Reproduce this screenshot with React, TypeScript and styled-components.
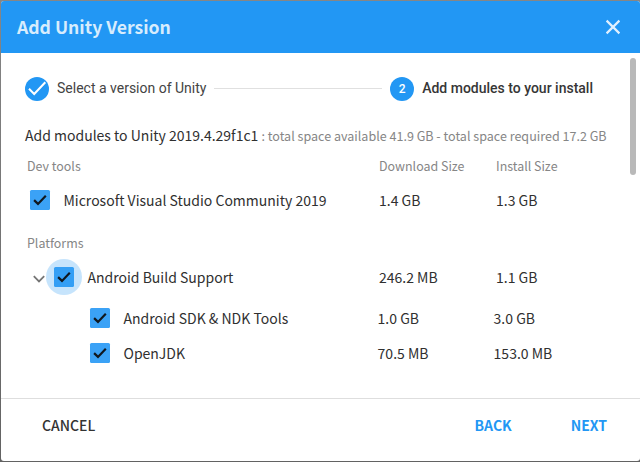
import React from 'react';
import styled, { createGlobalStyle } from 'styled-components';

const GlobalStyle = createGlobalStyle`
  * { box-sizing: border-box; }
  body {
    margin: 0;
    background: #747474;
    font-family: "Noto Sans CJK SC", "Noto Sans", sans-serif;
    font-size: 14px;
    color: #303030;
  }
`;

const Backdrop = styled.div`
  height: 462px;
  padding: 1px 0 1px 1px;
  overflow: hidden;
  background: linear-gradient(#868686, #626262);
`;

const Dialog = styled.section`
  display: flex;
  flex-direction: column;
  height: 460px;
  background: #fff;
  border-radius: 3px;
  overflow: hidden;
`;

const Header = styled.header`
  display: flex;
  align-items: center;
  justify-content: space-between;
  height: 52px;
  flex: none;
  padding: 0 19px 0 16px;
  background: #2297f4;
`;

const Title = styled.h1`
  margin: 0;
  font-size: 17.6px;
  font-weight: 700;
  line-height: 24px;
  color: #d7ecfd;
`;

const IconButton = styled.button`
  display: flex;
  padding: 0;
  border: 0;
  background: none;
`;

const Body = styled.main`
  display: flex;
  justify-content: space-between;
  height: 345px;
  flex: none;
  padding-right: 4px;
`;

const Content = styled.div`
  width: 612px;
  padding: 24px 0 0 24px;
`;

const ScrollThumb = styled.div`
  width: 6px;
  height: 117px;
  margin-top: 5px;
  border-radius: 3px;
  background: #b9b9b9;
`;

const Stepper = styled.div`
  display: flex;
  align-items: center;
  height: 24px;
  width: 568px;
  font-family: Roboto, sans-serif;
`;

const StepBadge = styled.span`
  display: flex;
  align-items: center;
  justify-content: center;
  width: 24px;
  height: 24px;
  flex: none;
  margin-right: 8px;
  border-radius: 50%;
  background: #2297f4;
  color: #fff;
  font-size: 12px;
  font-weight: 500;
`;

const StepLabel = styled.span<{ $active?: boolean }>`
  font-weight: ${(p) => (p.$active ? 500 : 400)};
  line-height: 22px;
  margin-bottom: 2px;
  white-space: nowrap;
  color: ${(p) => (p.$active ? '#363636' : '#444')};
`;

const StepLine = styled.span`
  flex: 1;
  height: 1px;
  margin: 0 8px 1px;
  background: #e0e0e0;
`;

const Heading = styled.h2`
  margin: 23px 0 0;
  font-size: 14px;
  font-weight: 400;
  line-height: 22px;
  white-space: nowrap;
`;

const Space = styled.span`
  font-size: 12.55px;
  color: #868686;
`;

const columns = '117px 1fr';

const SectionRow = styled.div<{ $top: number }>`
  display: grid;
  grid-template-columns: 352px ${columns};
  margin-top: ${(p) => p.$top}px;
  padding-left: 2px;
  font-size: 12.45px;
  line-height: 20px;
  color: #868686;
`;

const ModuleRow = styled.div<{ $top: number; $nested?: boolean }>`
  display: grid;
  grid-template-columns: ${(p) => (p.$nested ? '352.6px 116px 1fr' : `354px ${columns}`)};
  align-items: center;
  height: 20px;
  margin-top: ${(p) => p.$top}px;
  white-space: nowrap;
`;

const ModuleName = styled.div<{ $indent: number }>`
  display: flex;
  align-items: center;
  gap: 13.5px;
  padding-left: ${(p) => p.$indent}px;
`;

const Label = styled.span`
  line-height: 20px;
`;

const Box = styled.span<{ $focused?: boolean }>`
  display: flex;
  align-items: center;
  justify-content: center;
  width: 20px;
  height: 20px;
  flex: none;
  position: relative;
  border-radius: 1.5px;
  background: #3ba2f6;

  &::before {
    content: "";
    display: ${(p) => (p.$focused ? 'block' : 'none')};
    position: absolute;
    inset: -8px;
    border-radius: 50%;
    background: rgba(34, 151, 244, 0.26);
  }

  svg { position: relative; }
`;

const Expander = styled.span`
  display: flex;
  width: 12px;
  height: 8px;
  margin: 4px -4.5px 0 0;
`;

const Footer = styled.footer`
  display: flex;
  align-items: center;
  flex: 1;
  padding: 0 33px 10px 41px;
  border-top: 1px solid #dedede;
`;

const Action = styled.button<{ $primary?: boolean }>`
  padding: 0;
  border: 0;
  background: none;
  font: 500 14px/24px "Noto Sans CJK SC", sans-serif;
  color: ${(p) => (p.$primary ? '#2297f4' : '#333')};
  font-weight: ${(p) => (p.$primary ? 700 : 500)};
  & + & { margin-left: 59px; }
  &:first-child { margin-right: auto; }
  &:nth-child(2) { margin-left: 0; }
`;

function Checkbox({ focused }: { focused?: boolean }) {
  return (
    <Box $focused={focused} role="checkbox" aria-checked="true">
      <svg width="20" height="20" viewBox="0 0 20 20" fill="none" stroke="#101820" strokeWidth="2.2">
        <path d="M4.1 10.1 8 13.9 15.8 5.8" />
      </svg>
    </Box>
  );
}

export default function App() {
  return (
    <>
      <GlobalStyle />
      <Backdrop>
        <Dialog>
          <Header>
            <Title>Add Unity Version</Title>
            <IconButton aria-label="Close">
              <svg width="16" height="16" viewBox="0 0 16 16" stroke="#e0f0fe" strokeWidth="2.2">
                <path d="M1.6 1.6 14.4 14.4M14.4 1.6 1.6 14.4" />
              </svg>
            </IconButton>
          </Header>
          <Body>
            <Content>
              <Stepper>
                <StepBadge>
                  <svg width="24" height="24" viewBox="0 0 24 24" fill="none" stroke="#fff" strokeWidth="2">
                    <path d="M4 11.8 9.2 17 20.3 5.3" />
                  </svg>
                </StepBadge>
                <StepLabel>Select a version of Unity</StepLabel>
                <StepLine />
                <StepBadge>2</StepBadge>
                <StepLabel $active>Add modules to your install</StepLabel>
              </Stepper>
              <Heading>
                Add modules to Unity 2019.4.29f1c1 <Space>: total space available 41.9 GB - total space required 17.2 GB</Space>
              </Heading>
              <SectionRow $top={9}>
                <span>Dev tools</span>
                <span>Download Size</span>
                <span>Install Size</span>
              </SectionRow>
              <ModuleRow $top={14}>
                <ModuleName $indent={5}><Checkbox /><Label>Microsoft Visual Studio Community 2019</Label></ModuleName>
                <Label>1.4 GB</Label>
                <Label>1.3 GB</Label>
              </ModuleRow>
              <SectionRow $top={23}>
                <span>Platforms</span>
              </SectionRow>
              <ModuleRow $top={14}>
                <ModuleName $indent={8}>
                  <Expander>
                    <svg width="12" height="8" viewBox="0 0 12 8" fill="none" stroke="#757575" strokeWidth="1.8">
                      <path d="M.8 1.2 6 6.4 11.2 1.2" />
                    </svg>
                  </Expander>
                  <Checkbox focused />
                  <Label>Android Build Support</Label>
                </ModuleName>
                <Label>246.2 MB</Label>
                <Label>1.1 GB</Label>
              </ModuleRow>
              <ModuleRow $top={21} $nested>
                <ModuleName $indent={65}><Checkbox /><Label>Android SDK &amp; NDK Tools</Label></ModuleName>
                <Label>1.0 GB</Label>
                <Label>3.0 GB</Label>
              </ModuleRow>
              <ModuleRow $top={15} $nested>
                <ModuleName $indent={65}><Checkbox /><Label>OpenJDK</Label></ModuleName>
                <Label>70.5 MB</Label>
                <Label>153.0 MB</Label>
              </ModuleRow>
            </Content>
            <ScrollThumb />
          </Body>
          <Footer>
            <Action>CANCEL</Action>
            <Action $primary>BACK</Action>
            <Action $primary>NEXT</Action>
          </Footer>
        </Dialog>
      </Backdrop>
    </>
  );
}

──────────────────────────────

The exercise:
Return each line from the material above exactly, but not the pictures.

Completed task:
Reproduce this screenshot with React, TypeScript and styled-components.
import React from 'react';
import styled, { createGlobalStyle } from 'styled-components';

const GlobalStyle = createGlobalStyle`
  * { box-sizing: border-box; }
  body {
    margin: 0;
    background: #747474;
    font-family: "Noto Sans CJK SC", "Noto Sans", sans-serif;
    font-size: 14px;
    color: #303030;
  }
`;

const Backdrop = styled.div`
  height: 462px;
  padding: 1px 0 1px 1px;
  overflow: hidden;
  background: linear-gradient(#868686, #626262);
`;

const Dialog = styled.section`
  display: flex;
  flex-direction: column;
  height: 460px;
  background: #fff;
  border-radius: 3px;
  overflow: hidden;
`;

const Header = styled.header`
  display: flex;
  align-items: center;
  justify-content: space-between;
  height: 52px;
  flex: none;
  padding: 0 19px 0 16px;
  background: #2297f4;
`;

const Title = styled.h1`
  margin: 0;
  font-size: 17.6px;
  font-weight: 700;
  line-height: 24px;
  color: #d7ecfd;
`;

const IconButton = styled.button`
  display: flex;
  padding: 0;
  border: 0;
  background: none;
`;

const Body = styled.main`
  display: flex;
  justify-content: space-between;
  height: 345px;
  flex: none;
  padding-right: 4px;
`;

const Content = styled.div`
  width: 612px;
  padding: 24px 0 0 24px;
`;

const ScrollThumb = styled.div`
  width: 6px;
  height: 117px;
  margin-top: 5px;
  border-radius: 3px;
  background: #b9b9b9;
`;

const Stepper = styled.div`
  display: flex;
  align-items: center;
  height: 24px;
  width: 568px;
  font-family: Roboto, sans-serif;
`;

const StepBadge = styled.span`
  display: flex;
  align-items: center;
  justify-content: center;
  width: 24px;
  height: 24px;
  flex: none;
  margin-right: 8px;
  border-radius: 50%;
  background: #2297f4;
  color: #fff;
  font-size: 12px;
  font-weight: 500;
`;

const StepLabel = styled.span<{ $active?: boolean }>`
  font-weight: ${(p) => (p.$active ? 500 : 400)};
  line-height: 22px;
  margin-bottom: 2px;
  white-space: nowrap;
  color: ${(p) => (p.$active ? '#363636' : '#444')};
`;

const StepLine = styled.span`
  flex: 1;
  height: 1px;
  margin: 0 8px 1px;
  background: #e0e0e0;
`;

const Heading = styled.h2`
  margin: 23px 0 0;
  font-size: 14px;
  font-weight: 400;
  line-height: 22px;
  white-space: nowrap;
`;

const Space = styled.span`
  font-size: 12.55px;
  color: #868686;
`;

const columns = '117px 1fr';

const SectionRow = styled.div<{ $top: number }>`
  display: grid;
  grid-template-columns: 352px ${columns};
  margin-top: ${(p) => p.$top}px;
  padding-left: 2px;
  font-size: 12.45px;
  line-height: 20px;
  color: #868686;
`;

const ModuleRow = styled.div<{ $top: number; $nested?: boolean }>`
  display: grid;
  grid-template-columns: ${(p) => (p.$nested ? '352.6px 116px 1fr' : `354px ${columns}`)};
  align-items: center;
  height: 20px;
  margin-top: ${(p) => p.$top}px;
  white-space: nowrap;
`;

const ModuleName = styled.div<{ $indent: number }>`
  display: flex;
  align-items: center;
  gap: 13.5px;
  padding-left: ${(p) => p.$indent}px;
`;

const Label = styled.span`
  line-height: 20px;
`;

const Box = styled.span<{ $focused?: boolean }>`
  display: flex;
  align-items: center;
  justify-content: center;
  width: 20px;
  height: 20px;
  flex: none;
  position: relative;
  border-radius: 1.5px;
  background: #3ba2f6;

  &::before {
    content: "";
    display: ${(p) => (p.$focused ? 'block' : 'none')};
    position: absolute;
    inset: -8px;
    border-radius: 50%;
    background: rgba(34, 151, 244, 0.26);
  }

  svg { position: relative; }
`;

const Expander = styled.span`
  display: flex;
  width: 12px;
  height: 8px;
  margin: 4px -4.5px 0 0;
`;

const Footer = styled.footer`
  display: flex;
  align-items: center;
  flex: 1;
  padding: 0 33px 10px 41px;
  border-top: 1px solid #dedede;
`;

const Action = styled.button<{ $primary?: boolean }>`
  padding: 0;
  border: 0;
  background: none;
  font: 500 14px/24px "Noto Sans CJK SC", sans-serif;
  color: ${(p) => (p.$primary ? '#2297f4' : '#333')};
  font-weight: ${(p) => (p.$primary ? 700 : 500)};
  & + & { margin-left: 59px; }
  &:first-child { margin-right: auto; }
  &:nth-child(2) { margin-left: 0; }
`;

function Checkbox({ focused }: { focused?: boolean }) {
  return (
    <Box $focused={focused} role="checkbox" aria-checked="true">
      <svg width="20" height="20" viewBox="0 0 20 20" fill="none" stroke="#101820" strokeWidth="2.2">
        <path d="M4.1 10.1 8 13.9 15.8 5.8" />
      </svg>
    </Box>
  );
}

export default function App() {
  return (
    <>
      <GlobalStyle />
      <Backdrop>
        <Dialog>
          <Header>
            <Title>Add Unity Version</Title>
            <IconButton aria-label="Close">
              <svg width="16" height="16" viewBox="0 0 16 16" stroke="#e0f0fe" strokeWidth="2.2">
                <path d="M1.6 1.6 14.4 14.4M14.4 1.6 1.6 14.4" />
              </svg>
            </IconButton>
          </Header>
          <Body>
            <Content>
              <Stepper>
                <StepBadge>
                  <svg width="24" height="24" viewBox="0 0 24 24" fill="none" stroke="#fff" strokeWidth="2">
                    <path d="M4 11.8 9.2 17 20.3 5.3" />
                  </svg>
                </StepBadge>
                <StepLabel>Select a version of Unity</StepLabel>
                <StepLine />
                <StepBadge>2</StepBadge>
                <StepLabel $active>Add modules to your install</StepLabel>
              </Stepper>
              <Heading>
                Add modules to Unity 2019.4.29f1c1 <Space>: total space available 41.9 GB - total space required 17.2 GB</Space>
              </Heading>
              <SectionRow $top={9}>
                <span>Dev tools</span>
                <span>Download Size</span>
                <span>Install Size</span>
              </SectionRow>
              <ModuleRow $top={14}>
                <ModuleName $indent={5}><Checkbox /><Label>Microsoft Visual Studio Community 2019</Label></ModuleName>
                <Label>1.4 GB</Label>
                <Label>1.3 GB</Label>
              </ModuleRow>
              <SectionRow $top={23}>
                <span>Platforms</span>
              </SectionRow>
              <ModuleRow $top={14}>
                <ModuleName $indent={8}>
                  <Expander>
                    <svg width="12" height="8" viewBox="0 0 12 8" fill="none" stroke="#757575" strokeWidth="1.8">
                      <path d="M.8 1.2 6 6.4 11.2 1.2" />
                    </svg>
                  </Expander>
                  <Checkbox focused />
                  <Label>Android Build Support</Label>
                </ModuleName>
                <Label>246.2 MB</Label>
                <Label>1.1 GB</Label>
              </ModuleRow>
              <ModuleRow $top={21} $nested>
                <ModuleName $indent={65}><Checkbox /><Label>Android SDK &amp; NDK Tools</Label></ModuleName>
                <Label>1.0 GB</Label>
                <Label>3.0 GB</Label>
              </ModuleRow>
              <ModuleRow $top={15} $nested>
                <ModuleName $indent={65}><Checkbox /><Label>OpenJDK</Label></ModuleName>
                <Label>70.5 MB</Label>
                <Label>153.0 MB</Label>
              </ModuleRow>
            </Content>
            <ScrollThumb />
          </Body>
          <Footer>
            <Action>CANCEL</Action>
            <Action $primary>BACK</Action>
            <Action $primary>NEXT</Action>
          </Footer>
        </Dialog>
      </Backdrop>
    </>
  );
}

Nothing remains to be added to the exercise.